Cet arrière-plan agit comme la fenêtre du train sur la pensée qui court ou sur la lecture ; il compose cette distraction nécessaire à la percussion d’un objet à penser par des corps étrangers pour le conduire ailleurs qu’à ses lieux communs. Ainsi de la bouquinerie, où le hasard des rencontres fait l’illumination qu’on n’espérait plus, quand lire n’était plus que s’embourber : Aristote peut trouver sa solution dans un manuel de couture, un livres illustré sur les baleines, un traité des urnes funéraires, un exemplaire de Kutikuti.
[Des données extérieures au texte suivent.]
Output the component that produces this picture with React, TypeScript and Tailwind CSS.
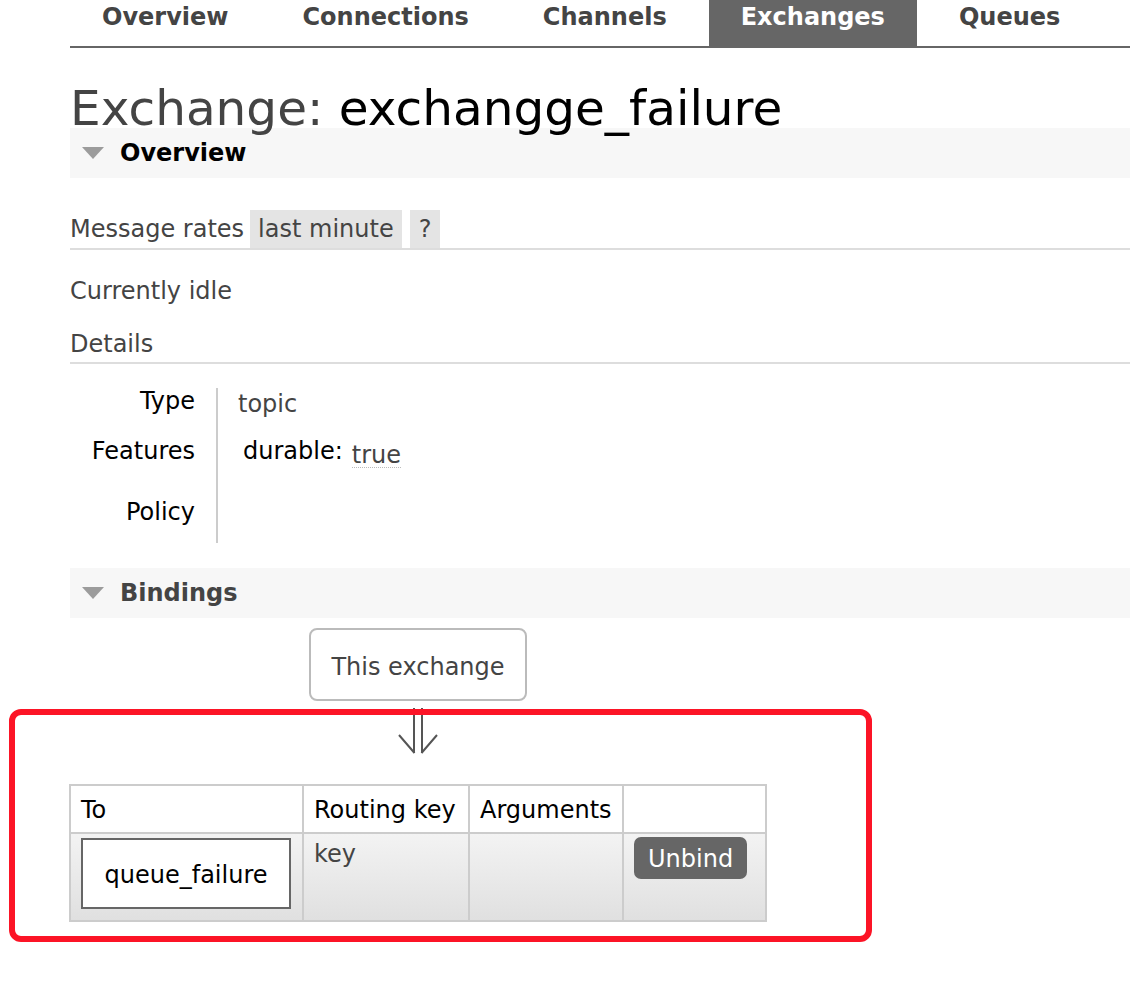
import React from 'react'

const tabs = ['Overview', 'Connections', 'Channels', 'Exchanges', 'Queues']

function Triangle() {
  return (
    <svg width="22" height="12" viewBox="0 0 22 12" className="ml-[12px] shrink-0">
      <path d="M0 0H22L11 12Z" fill="#9c9c9c" />
    </svg>
  )
}

function SectionHeader({ title, dark }: { title: string; dark?: boolean }) {
  return (
    <div className="flex h-[50px] items-center bg-[#f7f7f7]">
      <Triangle />
      <h2
        className={
          dark
            ? 'ml-[16px] text-[24px] font-bold leading-[28px] text-black'
            : 'ml-[16px] text-[24px] font-bold leading-[28px] text-[#444]'
        }
      >
        {title}
      </h2>
    </div>
  )
}

function DoubleArrow() {
  return (
    <svg width="40" height="46" viewBox="0 0 40 46" className="mt-[7px]">
      <path
        d="M16 0V45M24 0V45M1 27L16.5 45M39 27L23.5 45"
        fill="none"
        stroke="#555"
        strokeWidth="2"
      />
    </svg>
  )
}

export default function App() {
  return (
    <div className="relative min-h-[990px] w-[1130px] bg-white pl-[70px] font-['DejaVu_Sans',Verdana,sans-serif] text-[24px] text-[#444]">
      <nav className="flex gap-[10px] border-b-2 border-[#666]">
        {tabs.map((t) => (
          <a
            key={t}
            href="#"
            className={
              t === 'Exchanges'
                ? 'h-[46px] bg-[#666] px-[32px] pt-[3px] font-bold leading-[28px] text-white'
                : 'h-[46px] px-[32px] pt-[3px] font-bold leading-[28px] text-[#444]'
            }
          >
            {t}
          </a>
        ))}
      </nav>

      <h1 className="h-[80px] whitespace-nowrap pt-[36px] text-[48.5px] font-normal leading-[48px] text-[#444]">
        Exchange: <span className="text-black">exchangge_failure</span>
      </h1>

      <SectionHeader title="Overview" dark />

      <div className="mt-[32px] flex border-b-2 border-[#ddd] leading-[38px]">
        <span>Message rates</span>
        <span className="ml-[6px] bg-[#e4e4e4] px-[8px]">last minute</span>
        <span className="ml-[8px] bg-[#e4e4e4] px-[9px]">?</span>
      </div>

      <p className="mt-[27px] leading-[28px]">Currently idle</p>
      <p className="mt-[25px] border-b-2 border-[#ddd] pb-[4px] leading-[28px]">Details</p>

      <div className="mt-[24px] flex leading-[24px]">
        <div className="flex w-[125px] flex-col text-right text-black">
          <div className="h-[45px] pt-[1px]">Type</div>
          <div className="h-[57px] pt-[6px]">Features</div>
          <div className="h-[53px] pt-[10px]">Policy</div>
        </div>
        <div className="ml-[21px] flex flex-col border-l-2 border-[#ccc] pl-[20px]">
          <div className="h-[45px] pt-[4px]">topic</div>
          <div className="flex h-[57px] items-start pt-[6px]">
            <span className="ml-[5px] text-black">durable:</span>
            <span className="ml-[9px] mt-[4px] border-b border-dotted border-[#bbb]">true</span>
          </div>
          <div className="h-[53px]" />
        </div>
      </div>

      <div className="mt-[25px]">
        <SectionHeader title="Bindings" />
      </div>

      <div className="flex w-[696px] flex-col items-center">
        <div className="mt-[10px] rounded-[8px] border-2 border-[#bbb] px-[20px] pb-[18px] pt-[23px] leading-[28px]">
          This exchange
        </div>
        <DoubleArrow />
        <table className="mt-[30px] w-[696px] table-fixed border-collapse leading-[28px]">
          <colgroup>
            <col className="w-[233px]" />
            <col className="w-[166px]" />
            <col className="w-[154px]" />
            <col className="w-[143px]" />
          </colgroup>
          <thead>
            <tr>
              <th className="border-2 border-[#ccc] bg-white pb-[8px] pl-[10px] pt-[10px] text-left font-normal text-black">To</th>
              <th className="border-2 border-[#ccc] bg-white pb-[8px] pl-[10px] pt-[10px] text-left font-normal text-black">Routing key</th>
              <th className="border-2 border-[#ccc] bg-white pb-[8px] pl-[10px] pt-[10px] text-left font-normal text-black">Arguments</th>
              <th className="border-2 border-[#ccc] bg-white" />
            </tr>
          </thead>
          <tbody>
            <tr>
              <td className="border-2 border-[#ccc] bg-linear-to-b from-[#f3f3f3] to-[#e0e0e0] pb-[11px] pl-[10px] pt-[4px] align-top">
                <div className="w-[210px] border-2 border-[#666] bg-white px-[20px] pb-[18px] pt-[21px] text-center text-black">
                  queue_failure
                </div>
              </td>
              <td className="border-2 border-[#ccc] bg-linear-to-b from-[#f3f3f3] to-[#e0e0e0] pl-[10px] pt-[6px] align-top">key</td>
              <td className="border-2 border-[#ccc] bg-linear-to-b from-[#f3f3f3] to-[#e0e0e0]" />
              <td className="border-2 border-[#ccc] bg-linear-to-b from-[#f3f3f3] to-[#e0e0e0] pl-[10px] pt-[3px] align-top">
                <button type="button" className="rounded-[7px] bg-[#666] px-[14px] pb-[6px] pt-[8px] leading-[28px] text-white">
                  Unbind
                </button>
              </td>
            </tr>
          </tbody>
        </table>
      </div>

      <div className="pointer-events-none absolute left-[9px] top-[709px] h-[233px] w-[863px] rounded-[12px] border-[6px] border-[#fc1426]" />
    </div>
  )
}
Si la Brève et longue emporte dans ses pages toutes les saloperies qui traînent dans l’atelier — pastels, craies grasses, collages de restes de travaux antérieurs, encres, mines graphites, gouaches, huile, acrylique, estampages, objets hasardeux comme pochoirs, vieux calques d’architectes, tampons scolaires des années 60 — c’est pour ce livre et pour Betty que je développais le plus assidûment pour ma pratique de l’Ecoline (une encre colorée) sa salissure systématisée : versée dans des coupelles assez évasées pour écraser le pinceau à distance de la petite cuvette de couleur, elles est utilisée à vide sur des zones de déchetterie — des images servant plus tard à être découpées dans d’autres récits ; à mesure que le pinceau court d’une coupelle à l’autre, les charges viennent s’écraser sur les ourlets de faïence et font des rigoles de plus en plus bariolées dans chaque coupelle. Les couleurs sont enfin sales, troubles, chargées d’ambiguïtés, déjà porteuses d’atmosphères. Elles posent avec leur charge colorée une histoire contaminante, leur zone de temporalité propre, histoire constituante faite de dilutions, de rigoles, d’évaporations, de sédimentations de pigment, de pailletage.
Enfin, après de longs mois passés à aller et venir de Betty à ces quelques chapitres composant pas à pas cette Brève et longue histoire du monde — et puisqu’il faut bien finir quelque chose pour commencer quelque chose d’autre — un nouveau récit est venu traverser toutes ces histoires, comme une dernière galerie venant traverser et lier toutes les cavités d’une mine chaotique. Ce chapitre en est devenu — d’une certaine façon — la carte, le guide, le tenseur. Il a donné son titre à ce livre et son ouverture.